+++ Recorded data +++

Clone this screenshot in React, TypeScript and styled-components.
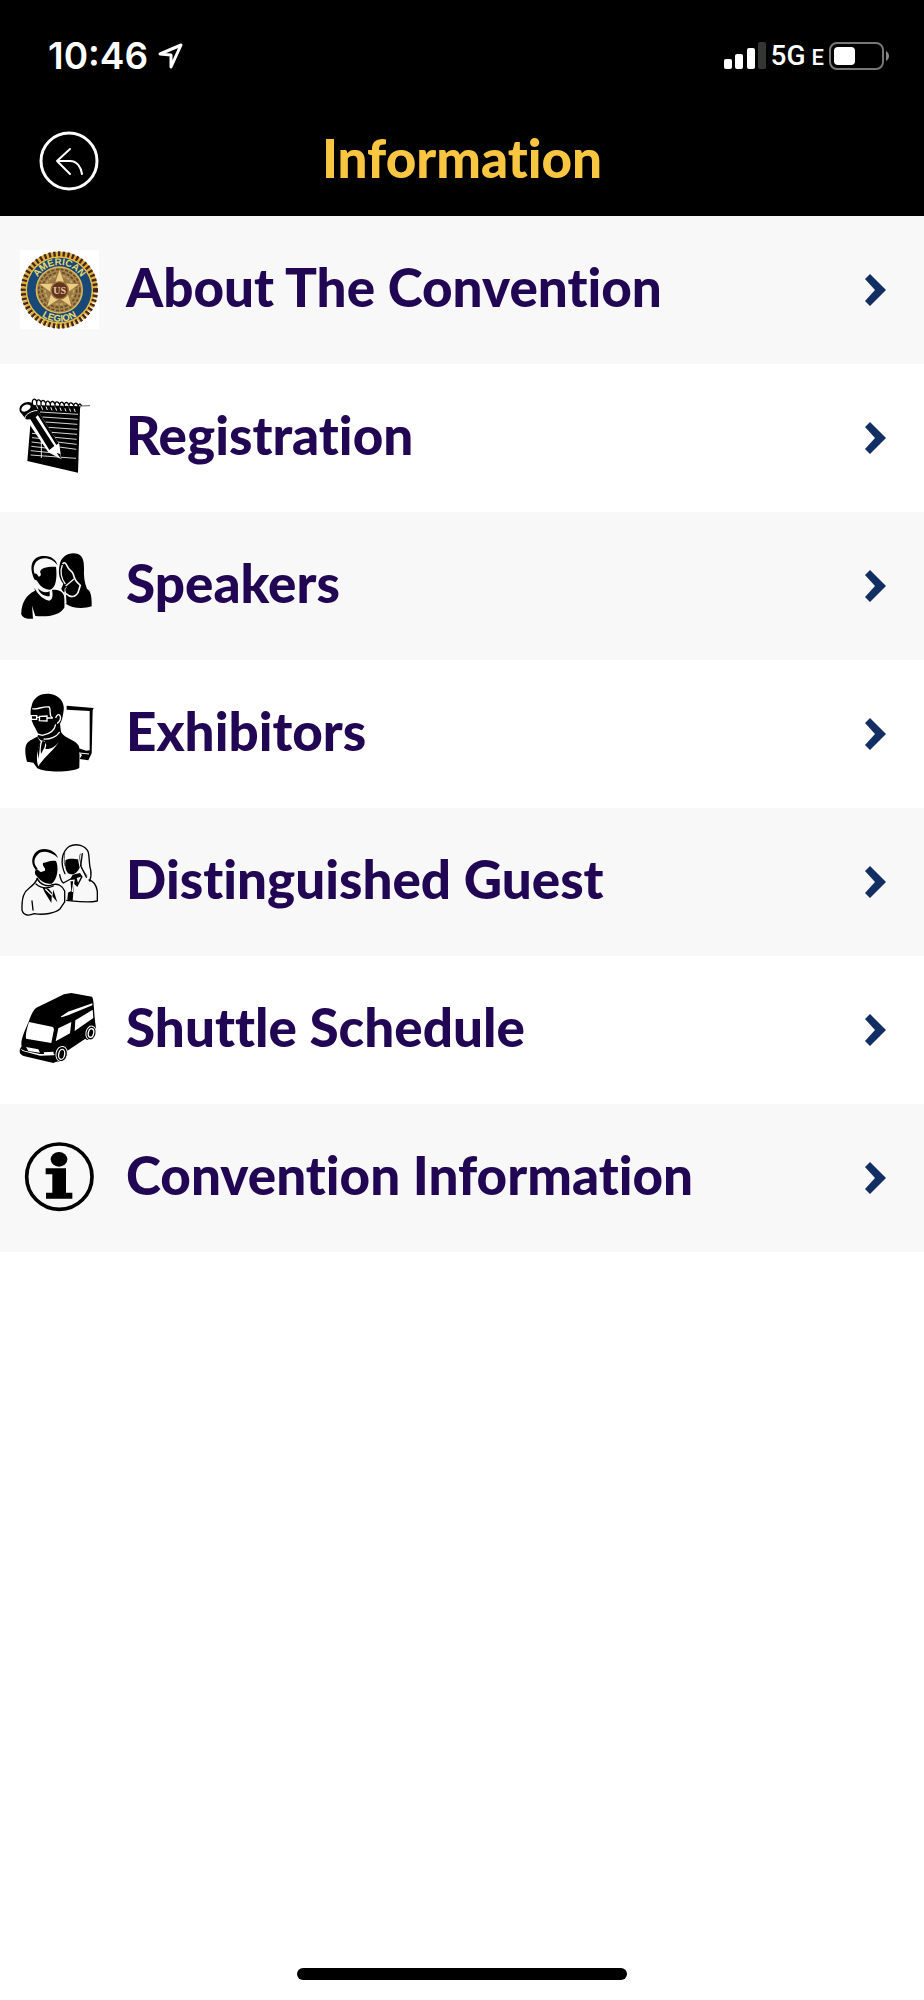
import React from 'react';
import styled, { createGlobalStyle, css } from 'styled-components';

const GlobalStyle = createGlobalStyle`
  *, *::before, *::after { box-sizing: border-box; }
  body { margin: 0; background: #fff; }
`;

const Screen = styled.div`
  display: flex;
  flex-direction: column;
  min-height: 100vh;
  background: #fff;
  font-family: Lato, 'Open Sans', sans-serif;
  font-variant-ligatures: none;
`;

const Header = styled.header`
  background: #000;
  color: #fff;
`;

const StatusBar = styled.div`
  display: flex;
  align-items: center;
  justify-content: space-between;
  height: 106px;
  padding: 6px 34px 0 48px;
`;

const StatusGroup = styled.div<{ $gap: number }>`
  display: flex;
  align-items: center;
  gap: ${({ $gap }) => $gap}px;
`;

const Time = styled.time`
  font: 600 37px/44px Inter, sans-serif;
`;

const Network = styled.span`
  padding-top: 2px;
  font: 500 28px/36px Roboto, sans-serif;
`;

const NetworkSuffix = styled.small`
  margin-left: 6px;
  font-size: 22px;
`;

const NavBar = styled.nav`
  display: grid;
  grid-template-columns: 60px 1fr 60px;
  align-items: center;
  height: 110px;
  padding: 0 39px;
`;

const BackButton = styled.button`
  display: block;
  width: 60px;
  height: 60px;
  padding: 0;
  border: 0;
  background: none;
  color: inherit;
  cursor: pointer;
`;

const heavyText = css`
  padding-bottom: 6px;
  font-size: 53px;
  font-weight: 900;
  line-height: 60px;
`;

const Title = styled.h1`
  ${heavyText}
  margin: 0;
  color: #f9c642;
  text-align: center;
`;

const Menu = styled.ul`
  flex: 1;
  margin: 0;
  padding: 0;
  list-style: none;
`;

const MenuItem = styled.li`
  &:nth-child(odd) { background: #f8f8f8; }
`;

const MenuLink = styled.a`
  display: flex;
  align-items: center;
  gap: 16px;
  height: 148px;
  padding: 0 38px 0 10px;
  color: #210653;
  text-decoration: none;
`;

const Label = styled.span`
  ${heavyText}
  flex: 1;
`;

const Glyph = styled.svg`
  display: block;
  flex: none;
`;

const HomeIndicator = styled.div`
  width: 330px;
  height: 12px;
  margin: 0 auto 20px;
  border-radius: 6px;
  background: #000;
`;

const ItemIcon = ({ top = 0, children }: { top?: number; children: React.ReactNode }) => (
  <Glyph width="100" height="100" viewBox={`0 ${top} 300 300`} aria-hidden="true">
    {children}
  </Glyph>
);

const SealIcon = () => (
  <ItemIcon>
    <defs>
      <radialGradient id="bronze">
        <stop offset="0" stopColor="#8a6a3c" />
        <stop offset="1" stopColor="#a98a50" />
      </radialGradient>
      <path id="arcTop" d="M73 150A75 75 0 0 1 223 150" />
      <path id="arcBottom" d="M53 150A95 95 0 0 0 243 150" />
    </defs>
    <path fill="#fff" d="M30 30H267V268H30z" />
    <circle cx="148" cy="150" r="106" fill="#e0b13c" />
    <circle cx="148" cy="150" r="107" fill="none" stroke="#dfad36" strokeWidth="16" strokeDasharray="10 4" />
    <circle cx="148" cy="150" r="108" fill="none" stroke="#46271b" strokeWidth="16" strokeDasharray="7 7" />
    <circle cx="148" cy="150" r="101" fill="#e6be4c" />
    <circle cx="148" cy="150" r="97" fill="#174878" />
    <circle cx="148" cy="150" r="71" fill="#e1bb55" />
    <circle cx="148" cy="150" r="67" fill="url(#bronze)" />
    <g fill="none" stroke="#6d4927" strokeWidth="5" strokeDasharray="9 5">
      <circle cx="148" cy="150" r="62" />
      <circle cx="148" cy="150" r="52" />
      <circle cx="148" cy="150" r="43" stroke="#c5a665" />
    </g>
    <path fill="#ebce84" stroke="#8d6932" strokeWidth="2" d="M149 86L164 129L210 131L174 158L186 202L149 177L110 202L123 158L86 131L134 129z" />
    <circle cx="149" cy="151" r="26" fill="#63351f" stroke="#9b7044" strokeWidth="4" />
    <text x="149" y="162" textAnchor="middle" fontFamily="Liberation Serif, serif" fontSize="30" fontWeight="700" fill="#e3c9a0">US</text>
    <g fontFamily="Liberation Sans, sans-serif" fontSize="29" fontWeight="700" fill="#e8d96f">
      <text textAnchor="middle"><textPath href="#arcTop" startOffset="50%">AMERICAN</textPath></text>
      <text textAnchor="middle"><textPath href="#arcBottom" startOffset="50%">LEGION</textPath></text>
    </g>
  </ItemIcon>
);

const NotepadIcon = () => (
  <ItemIcon top={9}>
    <path d="M66 60L212 64L210 72L204 263L52 228z" />
    <g fill="none" stroke="#fff" strokeWidth="2.5">
      <path d="M90 81L204 88M98 96L203 103M107 111L202 118M116 127L202 133M125 142L201 148M134 157L200 163M142 171L200 178M148 186L199 193M66 145L87 147M66 158L96 161M65 171L106 176M64 184L116 190M62 197L142 205M62 210L198 220M94 163V219" />
    </g>
    <g fill="none">
      <path stroke="#fff" strokeWidth="3" d="M78 58L84 73M92 59L98 74M106 60L112 75M120 61L126 76M134 62L140 77M148 63L154 78M162 64L168 79M176 65L182 80M190 66L196 81" />
      <path stroke="#000" strokeWidth="4" d="M68 60C64 42 74 37 80 49M81 62C77 44 87 39 93 51M94 64C90 46 100 41 106 53M108 66C104 48 114 43 120 55M122 67C118 49 128 44 134 56M136 68C132 50 142 45 148 57M150 69C146 51 156 46 162 58M164 70C160 52 170 47 176 59M178 71C174 53 184 48 190 60M192 72C188 54 198 49 204 61M205 74C202 57 212 52 214 63" />
      <path stroke="#000" strokeWidth="2" d="M212 63L240 62" />
    </g>
    <path fill="#fff" d="M42 99L83 77L148 178L154 223L115 202L49 104z" />
    <path d="M60 101L75 94L133 183L118 195zM81 86L87 83L146 175L139 180zM140 204L151 207L153 222z" />
    <path d="M30 80C22 62 45 46 65 53L86 75C91 92 70 105 48 103z" />
    <path fill="#fff" d="M34 75C34 62 51 55 60 61C67 67 54 79 43 80C37 80 35 79 34 75z" />
    <path fill="none" stroke="#fff" strokeWidth="3" d="M45 99C45 87 71 75 82 77" />
  </ItemIcon>
);

const SpeakersIcon = () => (
  <ItemIcon top={3}>
    <path d="M75 136C52 91 69 61 104 63C125 63 138 75 143 91C126 68 97 63 80 79C68 92 68 112 81 129z" />
    <path d="M90 111C94 99 102 95 138 95C142 127 138 160 120 164C100 163 88 150 81 137C73 133 66 120 73 116C80 114 84 122 86 125C94 124 94 116 90 111z" />
    <path d="M75 167L73 158C85 181 103 195 118 197C129 194 129 178 126 165C149 161 162 173 164 191L163 218C149 240 116 247 76 243L66 212L69 251C45 254 31 244 34 231C36 204 47 180 75 167z" />
    <path fill="#f8f8f8" d="M79 153C86 178 99 185 121 190L119 165C104 166 89 160 79 153z" />
    <path d="M84 160C95 172 108 175 119 169L119 184C102 184 89 177 84 160z" />
    <path d="M149 91C151 64 180 49 204 57C220 64 222 81 222 100C221 122 223 143 231 162C241 167 246 181 245 214C217 223 184 219 167 206L164 174C157 168 151 162 156 157L160 146C147 132 144 112 149 91z" />
    <g fill="none" stroke="#f8f8f8">
      <path strokeWidth="4" d="M157 90C149 109 154 132 166 147M167 153L192 132" />
      <path strokeWidth="5" d="M158 87C164 77 170 89 174 98C179 107 188 108 190 118C193 133 201 143 211 151L204 173C194 189 180 187 168 176M165 170L167 206" />
      <path strokeWidth="3" d="M169 157C163 162 164 169 169 177" />
    </g>
  </ItemIcon>
);

const ExhibitorsIcon = () => (
  <ItemIcon top={3}>
    <path d="M77 137C62 116 58 87 65 68C70 43 92 29 122 33C151 38 164 60 161 82C159 100 155 116 150 122L153 147C164 167 199 171 207 190C210 209 208 237 208 254C190 268 109 270 82 256L70 239L51 236C46 218 44 198 48 187C52 174 68 168 82 161L85 154z" />
    <path d="M170 68L251 75L248 82L245 211L235 232L209 228L216 216L206 207V196L229 203L239 202V84L170 80z" />
    <path fill="#fff" d="M82 158C88 171 94 174 103 173L109 187L106 198C121 200 136 191 146 177C133 201 103 221 85 250C77 232 81 197 92 176C88 171 83 165 82 158z" />
    <path d="M98 173L106 178L104 192L93 213C91 199 93 183 98 173zM82 201L91 177L86 228z" />
    <g fill="none" stroke="#fff" strokeWidth="4">
      <path d="M67 77C82 81 97 69 118 72C125 86 114 97 128 105" />
      <path d="M63 98H80V109H65zM89 100L111 99V114L88 113zM80 103H90M111 105H128" />
      <path d="M137 105C140 94 147 93 150 98C155 107 147 119 141 121M137 124C134 143 119 153 97 157L82 153M101 168C118 170 140 162 149 147" />
      <path d="M208 210L237 213" strokeWidth="3" />
    </g>
  </ItemIcon>
);

const GuestsIcon = () => (
  <ItemIcon>
    <path d="M77 114C59 91 66 65 87 54C113 45 139 60 144 78C126 60 98 53 84 67C70 80 70 96 83 110z" />
    <path d="M99 93C111 92 121 83 138 87C147 105 143 143 125 155C104 158 89 144 80 132C73 128 73 116 80 112C86 113 89 121 93 120L105 116C108 106 96 104 99 93z" />
    <path d="M167 84C181 77 197 82 204 82L209 107C200 126 187 130 174 124C165 112 164 97 167 84zM181 141L188 128L210 123L218 134L202 165L192 155L188 207L172 203L174 182L184 177z" />
    <path fill="#f8f8f8" d="M200 138L213 134L204 152z" />
    <g fill="none" stroke="#000" strokeWidth="4" strokeLinecap="round" strokeLinejoin="round">
      <path d="M82 140C76 153 72 158 58 168C42 179 35 194 36 235C42 253 58 251 73 245C104 250 135 243 149 232L163 211" />
      <path d="M81 139C91 158 111 166 128 158C144 153 159 163 164 177V211M78 156C93 169 109 172 130 162M66 207L69 234" />
      <path d="M149 128C152 145 157 151 160 153L182 141M165 125C151 96 153 61 178 43C198 33 227 39 235 61C239 80 237 101 242 113C244 126 243 137 239 147M217 65L212 101L229 136M237 144C253 148 260 164 262 178V207M170 205C198 208 234 214 261 207" />
      <path d="M211 66C204 78 215 96 215 109L231 132M164 62C163 71 161 90 165 101" strokeWidth="2" />
    </g>
    <path d="M97 165L116 170L126 182L124 213L104 181zM130 173L142 211L127 193z" />
    <path fill="none" stroke="#f8f8f8" strokeWidth="4" d="M106 171L126 190M180 146L192 145L187 180" />
  </ItemIcon>
);

const ShuttleIcon = () => (
  <ItemIcon>
    <path d="M79 83L162 43L184 39L246 50C253 59 251 103 258 145C260 165 250 179 239 180C231 181 228 178 226 176L171 213C168 236 158 246 146 245C139 244 136 248 130 249L44 229C30 225 26 217 31 205L35 199C30 181 46 148 56 125C63 105 69 91 79 83z" />
    <path fill="#fff" d="M57 126L129 141L132 148L124 189L48 176C46 160 52 142 57 126zM145 145L184 126L180 160L137 184zM196 121L248 89L250 114L194 153zM152 110L174 95L247 70V76L176 105L155 112zM48 201L85 208L90 218L55 213zM101 217L130 215L132 225L103 224z" />
    <g fill="#000" stroke="#fff">
      <ellipse cx="155" cy="222" rx="17" ry="23" strokeWidth="3" transform="rotate(10 155 222)" />
      <ellipse cx="243" cy="159" rx="15" ry="21" strokeWidth="3" transform="rotate(12 243 159)" />
      <ellipse cx="155" cy="223" rx="9" ry="15" strokeWidth="4" transform="rotate(10 155 223)" />
      <ellipse cx="243" cy="159" rx="8" ry="13" strokeWidth="4" transform="rotate(12 243 159)" />
    </g>
    <path fill="#fff" d="M31 206L44 212L90 222L134 222L132 226L90 227L38 213z" />
  </ItemIcon>
);

const InfoIcon = () => (
  <ItemIcon top={4}>
    <circle cx="148" cy="150" r="98" fill="none" stroke="#000" strokeWidth="11" />
    <ellipse cx="147" cy="98" rx="25" ry="22" />
    <path d="M107 125H168V198H187V216H108V198H127V143H107z" />
  </ItemIcon>
);

const Chevron = () => (
  <Glyph width="22" height="34" viewBox="0 0 22 34" fill="#132e62" aria-hidden="true">
    <path d="M6 1L22 17L6 33L1 28L11 17L1 6z" />
  </Glyph>
);

const items = [
  { label: 'About The Convention', href: '#about', Icon: SealIcon },
  { label: 'Registration', href: '#registration', Icon: NotepadIcon },
  { label: 'Speakers', href: '#speakers', Icon: SpeakersIcon },
  { label: 'Exhibitors', href: '#exhibitors', Icon: ExhibitorsIcon },
  { label: 'Distinguished Guest', href: '#guests', Icon: GuestsIcon },
  { label: 'Shuttle Schedule', href: '#shuttle', Icon: ShuttleIcon },
  { label: 'Convention Information', href: '#information', Icon: InfoIcon },
];

export default function App() {
  return (
    <Screen>
      <GlobalStyle />
      <Header>
        <StatusBar>
          <StatusGroup $gap={10}>
            <Time>10:46</Time>
            <Glyph width="25" height="26" viewBox="0 0 25 26" fill="none" stroke="#fff" strokeWidth="3" strokeLinejoin="round" aria-hidden="true">
              <path d="M2 11L23 2L13 24V12z" />
            </Glyph>
          </StatusGroup>
          <StatusGroup $gap={5}>
            <Glyph width="42" height="28" viewBox="0 0 42 28" fill="#fff" aria-hidden="true">
              <rect y="17" width="8" height="10" rx="2" />
              <rect x="11" y="12" width="8" height="15" rx="2" />
              <rect x="23" y="6" width="8" height="21" rx="2" />
              <rect x="34" y="0" width="8" height="27" rx="2" fill="#343634" />
            </Glyph>
            <Network>5G<NetworkSuffix>E</NetworkSuffix></Network>
            <Glyph width="61" height="28" viewBox="0 0 61 28" aria-hidden="true">
              <rect x="1" y="1" width="53" height="26" rx="7" fill="none" stroke="#777" strokeWidth="2" />
              <rect x="5" y="5" width="21" height="18" rx="4" fill="#fff" />
              <path d="M57 9C61 11 61 17 57 19z" fill="#888" />
            </Glyph>
          </StatusGroup>
        </StatusBar>
        <NavBar>
          <BackButton type="button" aria-label="Back">
            <Glyph width="60" height="60" viewBox="0 0 60 60" fill="none" stroke="#fff" strokeWidth="2" strokeLinecap="round" strokeLinejoin="round" aria-hidden="true">
              <circle cx="30" cy="30" r="28" strokeWidth="3" />
              <path d="M31 18L18 30L31 43M18 30H31C38 30 42 36 43 43" />
            </Glyph>
          </BackButton>
          <Title>Information</Title>
        </NavBar>
      </Header>
      <Menu>
        {items.map(({ label, href, Icon }) => (
          <MenuItem key={href}>
            <MenuLink href={href}>
              <Icon />
              <Label>{label}</Label>
              <Chevron />
            </MenuLink>
          </MenuItem>
        ))}
      </Menu>
      <HomeIndicator />
    </Screen>
  );
}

+++

The answer is one number: how many lines of the material above contain "React".

» **Full output**: 3